Tuesday, 11 February 2014

"Best people" are not in banking

Banking news continues to disgust, exasperate and confound; another watchdog to turn banking "into a respectable profession", Barclays` CEO to "set out eight new benchmarks", presumably having failed with his first plan to "transform" the behaviour of the bank. and, of course, the bumper bonus payouts, even though Barclays` "underlying profits" fall by £1.8bn. By the end of the year, it is estimated £80bn will have been paid in bonuses since the 2008 crash, and there we were thinking that bonuses helped bring about the financial crisis, because they encouraged investment bankers to take unnecessary risks. Silly us!
      What we are always told is that banks have to pay obscene amounts of money in order for them to "stay competitive in the global market", and "attract the best people", and Jenkins actually used these words in his feeble attempts to justify bonuses on the "Today" programme!  By this, Jenkins and other bosses really mean people prepared to put making profit for the bank at the top of their priorities, regardless of the welfare of their customers, or of the requirements of the economy.

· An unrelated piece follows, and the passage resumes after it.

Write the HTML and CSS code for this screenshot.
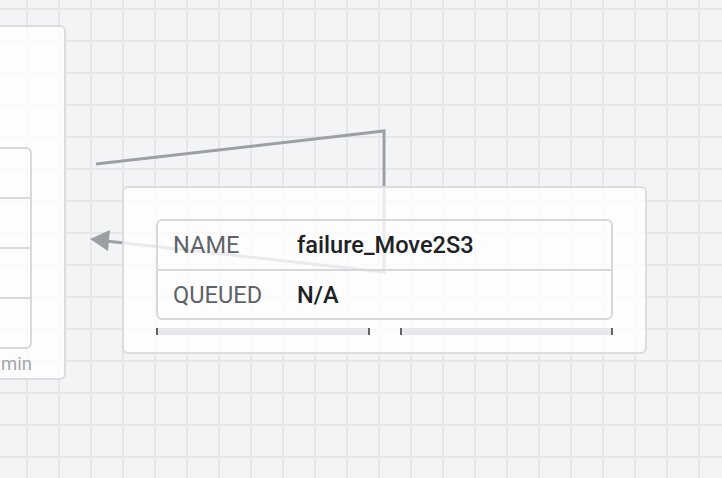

They don`t have to possess skills like evaluating business plans, analysing the risk potential of SMEs and whether they offer the prospect of benefitting the local economy, but they do need knowledge of how to use deception, to mis-sell products, to fleece customers, to fix interest rates, to hide the laundering of money regardless of its origin, to manipulate foreign exchange rates, and to devise scam after scam.
       These are not the "best people"; many should be in prison, and the least they deserve is the imposition of a very high bonus tax rate, or a cap on their salaries, or both!  The best people in banking, as in all other fields, do not have to be perfect, but they should be aware of, and grateful for, the taxpayers` generosity, and show some morality, at least, in their business dealings. As Jenkins said on his appointment, before his bank became involved in yet another scandal, "ethics need to come before profits".
      Perhaps they should be forced, as one of Lambert`s new codes of conduct, to shadow a nurse, a carer, or teacher for a few days, to witness how compassionate and patient "best people" are, despite their long hours, working for rewards bankers and their ilk would describe as "chickenfeed".